GIVEN MATERIAL:
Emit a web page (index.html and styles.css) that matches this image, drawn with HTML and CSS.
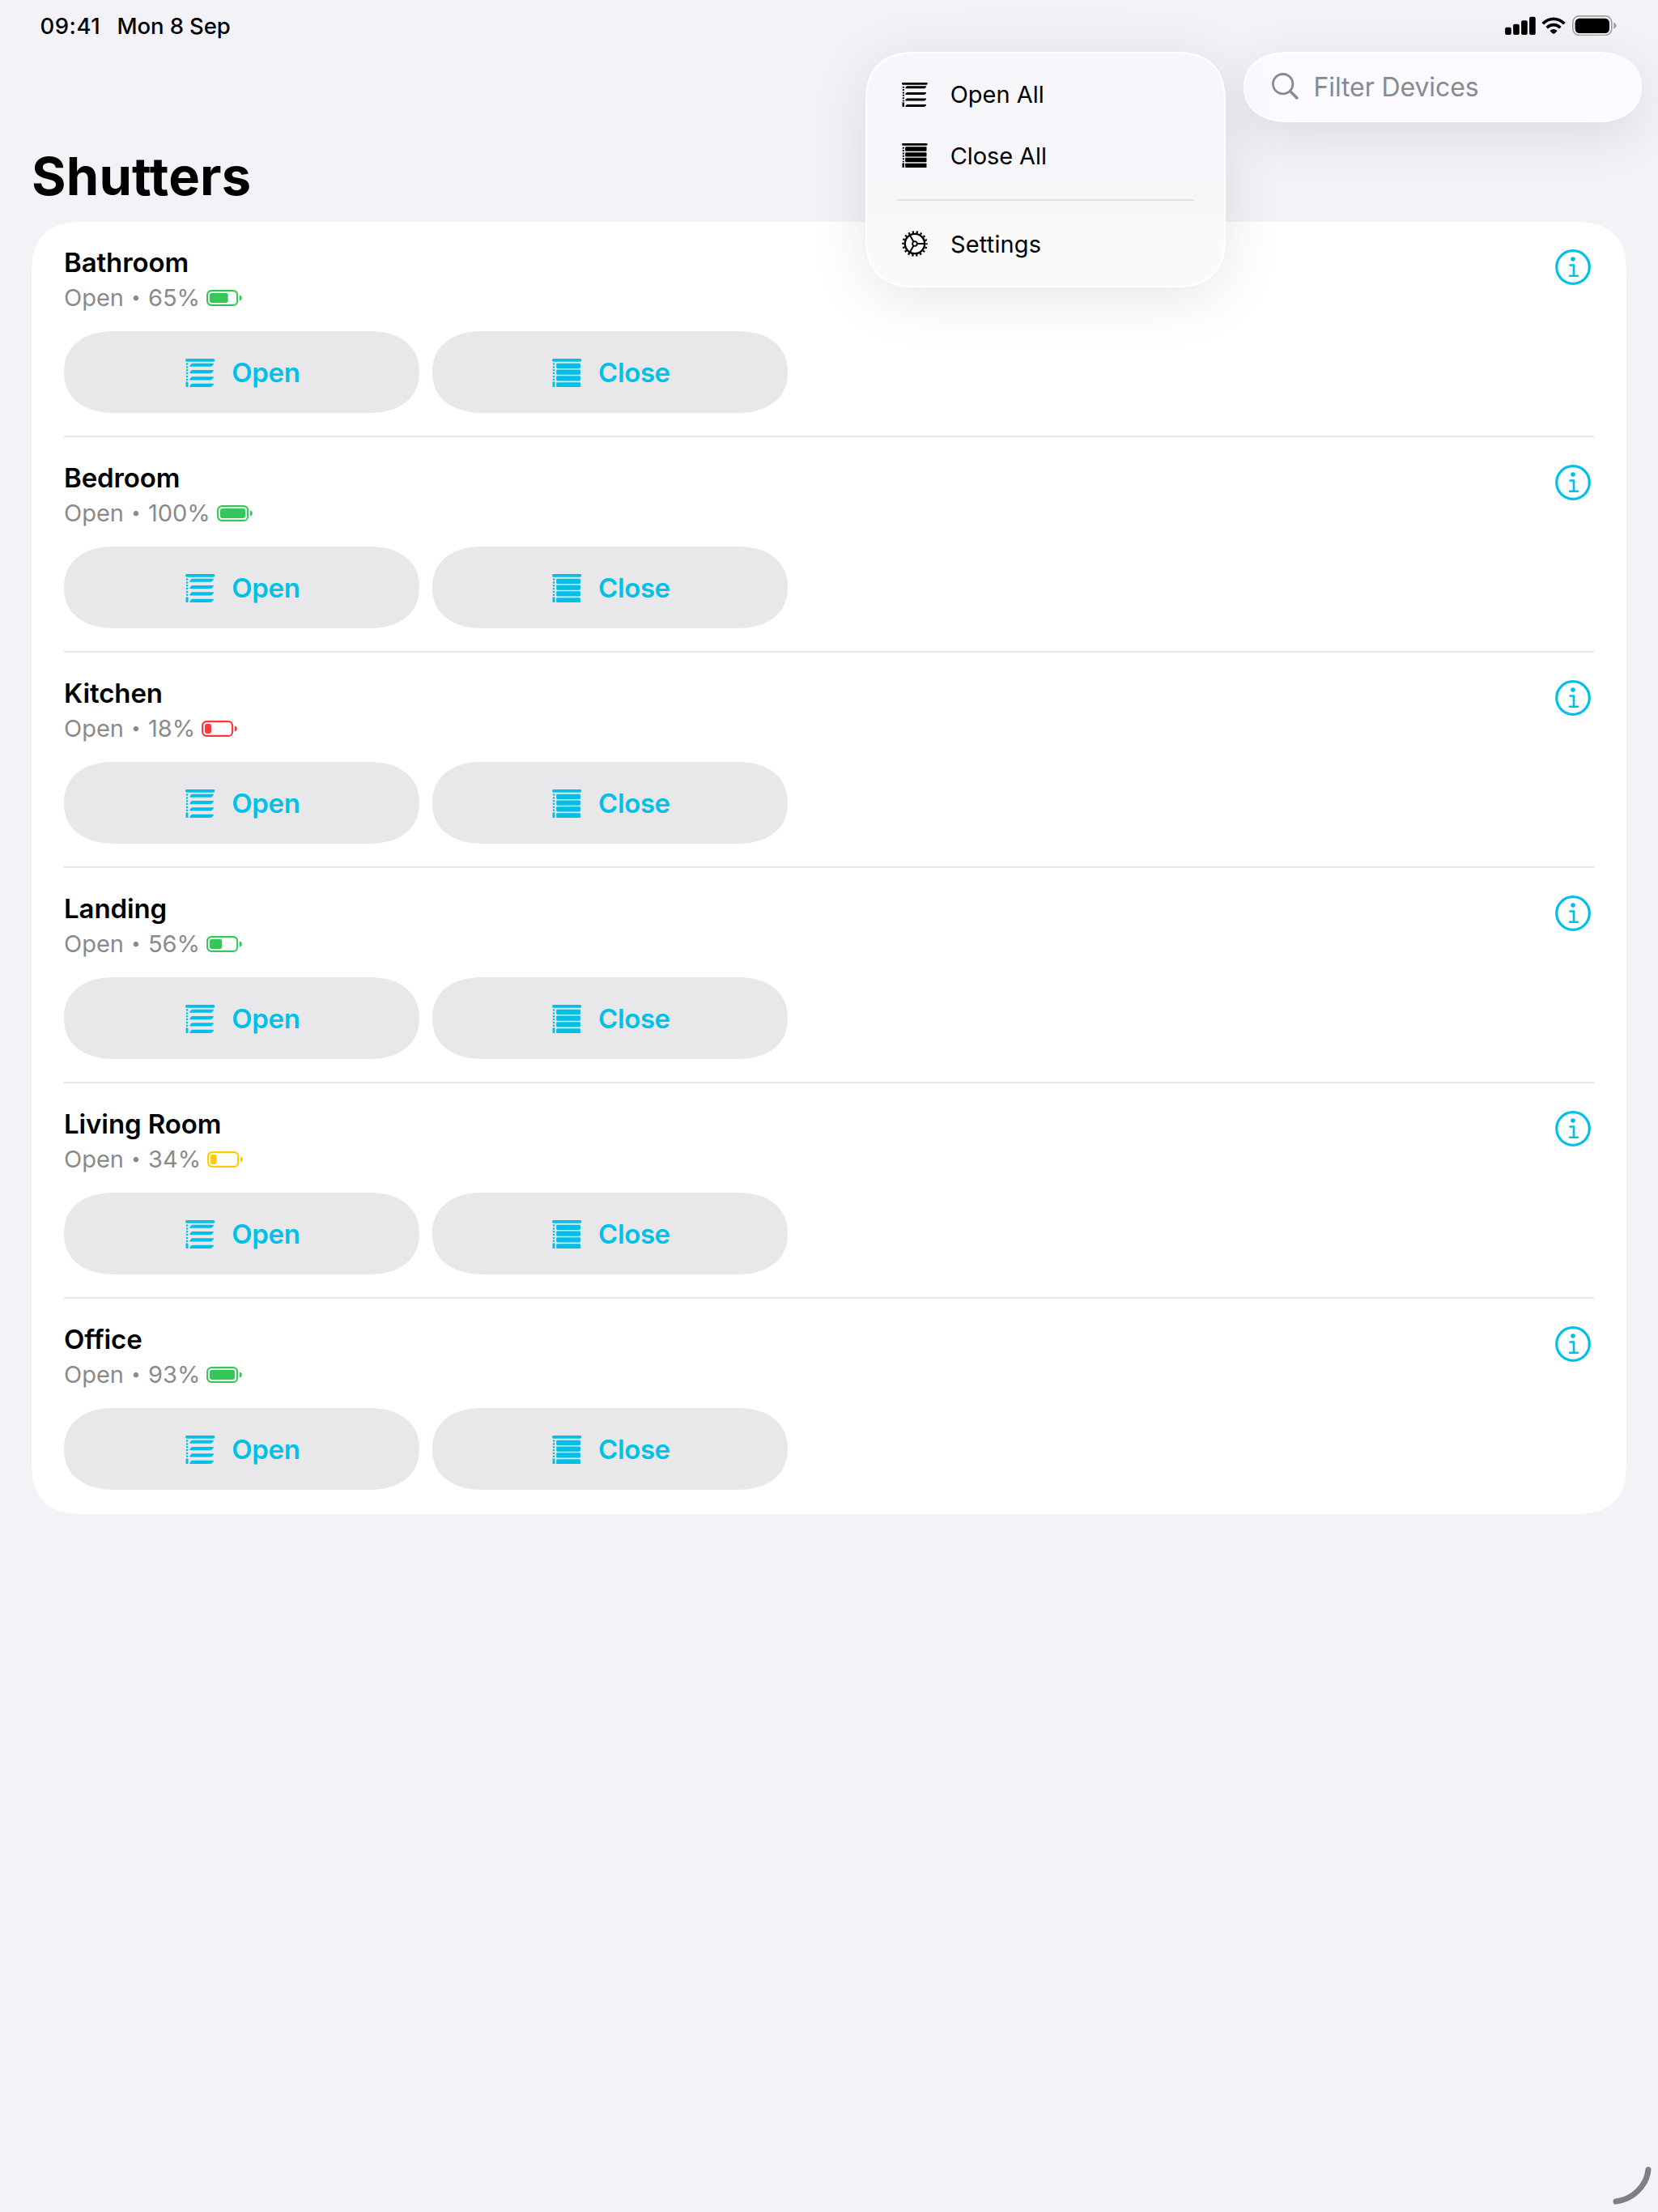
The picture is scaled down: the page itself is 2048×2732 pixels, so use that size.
FILE: index.html
```html
<!DOCTYPE html>
<html lang="en">
<head>
<meta charset="utf-8">
<title>Shutters</title>
<link rel="stylesheet" href="styles.css">
</head>
<body>
<svg class="sprite" aria-hidden="true">
  <symbol id="blind-open" viewBox="0 0 109 106">
    <rect width="109" height="11" rx="5"/>
    <g><rect x="2.500" y="16" width="7.500" height="7.500" rx="3"/><rect x="2.500" y="27.500" width="7.500" height="7.500" rx="3"/><rect x="2.500" y="39" width="7.500" height="7.500" rx="3"/><rect x="2.500" y="50.500" width="7.500" height="7.500" rx="3"/><rect x="2.500" y="62" width="7.500" height="7.500" rx="3"/><rect x="2.500" y="73.500" width="7.500" height="7.500" rx="3"/></g>
    <rect x="1.500" y="85" width="9" height="21" rx="4"/>
    <path id="slat" d="M27 17H102Q107 17 104 21L100 26Q97 29.500 93 29.500H19Q14 29.500 17 25L20 20.500Q23 17 27 17Z"/>
    <use href="#slat" y="25"/><use href="#slat" y="50"/><use href="#slat" y="75.500"/>
  </symbol>
  <symbol id="blind-closed" viewBox="0 0 109 106">
    <rect width="109" height="11" rx="5"/>
    <g><rect x="2.500" y="16" width="7.500" height="7.500" rx="3"/><rect x="2.500" y="27.500" width="7.500" height="7.500" rx="3"/><rect x="2.500" y="39" width="7.500" height="7.500" rx="3"/><rect x="2.500" y="50.500" width="7.500" height="7.500" rx="3"/><rect x="2.500" y="62" width="7.500" height="7.500" rx="3"/><rect x="2.500" y="73.500" width="7.500" height="7.500" rx="3"/></g>
    <rect x="1.500" y="85" width="9" height="21" rx="4"/>
    <rect x="15.500" y="17.500" width="89.500" height="18.500" rx="3.500"/><rect x="15.500" y="40.500" width="89.500" height="18.500" rx="3.500"/><rect x="15.500" y="64" width="89.500" height="18.500" rx="3.500"/><rect x="15.500" y="87.500" width="89.500" height="18.500" rx="3.500"/>
  </symbol>
  <symbol id="info" viewBox="0 0 44 44">
    <circle cx="22" cy="22" r="20.300" fill="none" stroke="currentColor" stroke-width="3.200"/>
    <circle cx="22" cy="12" r="2.800"/>
    <path d="M18.500 19.500H23V32.800M18 32.800H28" fill="none" stroke="currentColor" stroke-width="2.600" stroke-linecap="round" stroke-linejoin="round"/>
  </symbol>
  <symbol id="battery" viewBox="0 0 44 20">
    <rect x="1.100" y="1.100" width="37" height="17.800" rx="5" fill="none" stroke="currentColor" stroke-width="2.100"/>
    <path d="M40.800 6.500Q43.800 7.200 43.800 10T40.800 13.500Z"/>
  </symbol>
</svg>

<div class="status">
  <span class="time">09:41</span><span class="date">Mon 8 Sep</span>
  <svg class="indicators" viewBox="118 57 413 76">
    <rect x="118" y="101" width="23" height="28" rx="6"/><rect x="148" y="89" width="23" height="40" rx="6"/><rect x="178" y="76" width="23" height="53" rx="6"/><rect x="208" y="62" width="23" height="67" rx="6"/>
    <g fill="none" stroke="#000" stroke-width="11"><path d="M258 88Q275 70 298 70T338 88"/><path d="M273 103Q284 92 298 92T323 103"/></g>
    <path d="M298 108Q306 108 312 114L303 123Q298 127 293 123L284 114Q290 108 298 108Z"/>
    <rect x="369.500" y="59.500" width="144" height="71" rx="23" fill="none" stroke="#a2a2a5" stroke-width="5"/>
    <rect x="378" y="68" width="127" height="55" rx="16"/>
    <path d="M521 83Q531 87 531 95T521 107Z" fill="#a2a2a5"/>
  </svg>
</div>

<header class="toolbar">
  <nav class="menu">
    <a class="item"><svg class="glyph" viewBox="0 0 95 90"><rect width="95" height="8" rx="3.500"/><path d="M5.500 14V70" stroke="#000" stroke-width="6" stroke-dasharray="6 4.200" fill="none"/><rect x="1.500" y="73" width="7.500" height="17" rx="3"/><path id="thin" d="M20 13H88Q92 13 90 16L87 20Q85 22 82 22H15Q11 22 13 19L16 15Q18 13 20 13Z"/><use href="#thin" y="23"/><use href="#thin" y="45.500"/><use href="#thin" y="68"/></svg>Open All</a>
    <a class="item close-all"><svg class="glyph" viewBox="0 0 95 90"><rect width="95" height="8" rx="3.500"/><path d="M5.500 14V70" stroke="#000" stroke-width="6" stroke-dasharray="6 4.200" fill="none"/><rect x="1.500" y="73" width="7.500" height="17" rx="3"/><rect x="12.500" y="13" width="79" height="16.500" rx="2.500"/><rect x="12.500" y="33.500" width="79" height="16" rx="2.500"/><rect x="12.500" y="53.500" width="79" height="16.500" rx="2.500"/><rect x="12.500" y="74" width="79" height="16" rx="2.500"/></svg>Close All</a>
    <hr>
    <a class="item settings"><svg class="glyph gear" viewBox="0 0 96 96"><g fill="none" stroke="#000"><circle cx="48" cy="48" r="36.500" stroke-width="7"/><circle cx="48" cy="48" r="43.500" stroke-width="7.500" pathLength="180" stroke-dasharray="4.500 5.500" stroke-dashoffset="2.200"/><circle cx="48" cy="48" r="8.500" stroke-width="5.500"/><path d="M58 48H84M43 39.400L30 17M43 56.600L30 79" stroke-width="6"/></g></svg>Settings</a>
  </nav>
  <div class="search"><svg class="lens" viewBox="0 0 33 33"><g fill="none" stroke="#8a898e" stroke-linecap="round"><circle cx="13.700" cy="13.700" r="12.200" stroke-width="2.800"/><path d="M22.700 22.700L31 31" stroke-width="3.400"/></g></svg>Filter Devices</div>
</header>

<h1>Shutters</h1>
<main class="card" id="devices"></main>

<svg class="corner" viewBox="96 78 144 140"><path d="M108 207C170 200 222 150 228 89" fill="none" stroke="#808080" stroke-width="21" stroke-linecap="round"/></svg>
<script src="devices.js"></script>
</body>
</html>
```
FILE: styles.css
```css
* { box-sizing: border-box; }
body {
  margin: 0;
  width: 2048px;
  height: 2732px;
  position: relative;
  overflow: hidden;
  background: #f2f2f7;
  color: #000;
  font-family: Inter, "Liberation Sans", sans-serif;
  font-synthesis: none;
}
svg { display: block; flex: none; fill: currentColor; }
.sprite { position: absolute; width: 0; height: 0; }

.status {
  height: 64px;
  padding: 0 51px 0 49.500px;
  display: flex;
  font-size: 27.500px;
  font-weight: 500;
  line-height: 64px;
}
.time { width: 95px; letter-spacing: .5px; }
.date { letter-spacing: -.1px; }
.indicators { width: 137.700px; height: 25.300px; margin: 19px 0 0 auto; }

.toolbar {
  position: relative;
  z-index: 1;
  display: flex;
  justify-content: flex-end;
  padding-right: 20px;
  height: 114px;
}
.search {
  width: 492px;
  height: 87px;
  display: flex;
  align-items: center;
  gap: 18.500px;
  padding: 0 0 1px 33px;
  border: 2px solid #fff;
  border-radius: 56px / 43.500px;
  corner-shape: superellipse(1.17);
  background: #fafaff;
  box-shadow: 0 16px 64px rgba(0, 0, 0, .1);
  color: #8a898e;
  font-size: 32px;
  letter-spacing: -.1px;
}
.lens { width: 33px; height: 33px; margin-top: -1px; }

.menu {
  position: absolute;
  top: 0;
  left: 1069px;
  width: 444.500px;
  height: 291px;
  padding: 13px 37px 0;
  border: 2px solid #fff;
  border-radius: 66px;
  corner-shape: superellipse(1.4);
  background: linear-gradient(#f6f6fb 25%, #f7f7fa 65%, #fafafa 80%);
  box-shadow: 0 12px 72px rgba(0, 0, 0, .1);
}
.item {
  height: 75.500px;
  display: flex;
  align-items: center;
  gap: 28px;
  padding-left: 6px;
  font-size: 29px;
}
.close-all { letter-spacing: -.1px; }
.settings { letter-spacing: .15px; padding-top: 1px; }
.glyph { width: 31.700px; height: 30px; }
.gear { width: 32px; height: 32px; }
.menu hr { height: 2px; margin: 15.500px 0; border: 0; background: #e2e2e5; }

h1 {
  margin: 0 0 16px 39px;
  font-size: 65px;
  line-height: 80px;
  font-weight: 700;
  letter-spacing: .2px;
  font-variant-ligatures: none;
}

.card {
  margin: 0 39px;
  padding: 0 40px;
  background: #fff;
  border-radius: 66px;
  corner-shape: superellipse(1.4);
}
.row { height: 266px; padding-top: 30px; border-bottom: 2px solid #e7e7e8; }
.row:last-child { border-bottom-color: transparent; }
.head { display: flex; justify-content: space-between; height: 83px; }
h2 { margin: 0 0 4px; font-size: 33px; line-height: 40px; font-weight: 600; letter-spacing: -.1px; }
.state {
  display: flex;
  align-items: center;
  font-size: 29px;
  line-height: 40px;
  color: #8a8a8e;
}
.dot { width: 30px; font-size: 20px; text-align: center; position: relative; top: -1px; }
.level { margin: -1px 0 0 8px; width: 44px; height: 20px; }
.level.good { color: #34c759; }
.level.mid { color: #fc0; }
.level.low { color: #ff383c; }
.info { width: 44px; height: 44px; margin: 4px 4px 0 0; color: #00c0e8; }

.actions { display: flex; gap: 16px; margin-top: 22px; }
.btn {
  width: 439px;
  height: 101px;
  display: flex;
  align-items: center;
  justify-content: center;
  gap: 21px;
  padding-left: 2.500px;
  border-radius: 62px / 50.500px;
  corner-shape: superellipse(1.17);
  background: #e8e8ea;
  color: #00c0e8;
  font-size: 33px;
  font-weight: 600;
  letter-spacing: -.4px;
}
.blind { width: 36.300px; height: 35.300px; margin-top: 2px; }

.corner {
  position: absolute;
  left: 1992px;
  top: 2676px;
  width: 48px;
  height: 46.700px;
}
```
FILE: devices.js
```js
const devices = [
  ["Bathroom", 65, "good", 22.7],
  ["Bedroom", 100, "good", 31],
  ["Kitchen", 18, "low", 8],
  ["Landing", 56, "good", 15.3],
  ["Living Room", 34, "mid", 7.6],
  ["Office", 93, "good", 31]
];
const button = (icon, label) =>
  `<div class="btn"><svg class="blind"><use href="#${icon}"/></svg>${label}</div>`;
document.getElementById("devices").innerHTML = devices.map(([name, pct, tone, fill]) => `
  <section class="row">
    <div class="head">
      <div>
        <h2>${name}</h2>
        <div class="state">Open<span class="dot">•</span>${pct}%<svg class="level ${tone}" viewBox="0 0 44 20"><use href="#battery"/><rect x="4" y="4" width="${fill}" height="12" rx="2.4"/></svg></div>
      </div>
      <svg class="info"><use href="#info"/></svg>
    </div>
    <div class="actions">${button("blind-open", "Open")}${button("blind-closed", "Close")}</div>
  </section>`).join("");
```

STATED GOAL: Pick out lines containing the word "styles", each one as written.

RESULT OF THIS EXERCISE:
Emit a web page (index.html and styles.css) that matches this image, drawn with HTML and CSS.
<link rel="stylesheet" href="styles.css">
FILE: styles.css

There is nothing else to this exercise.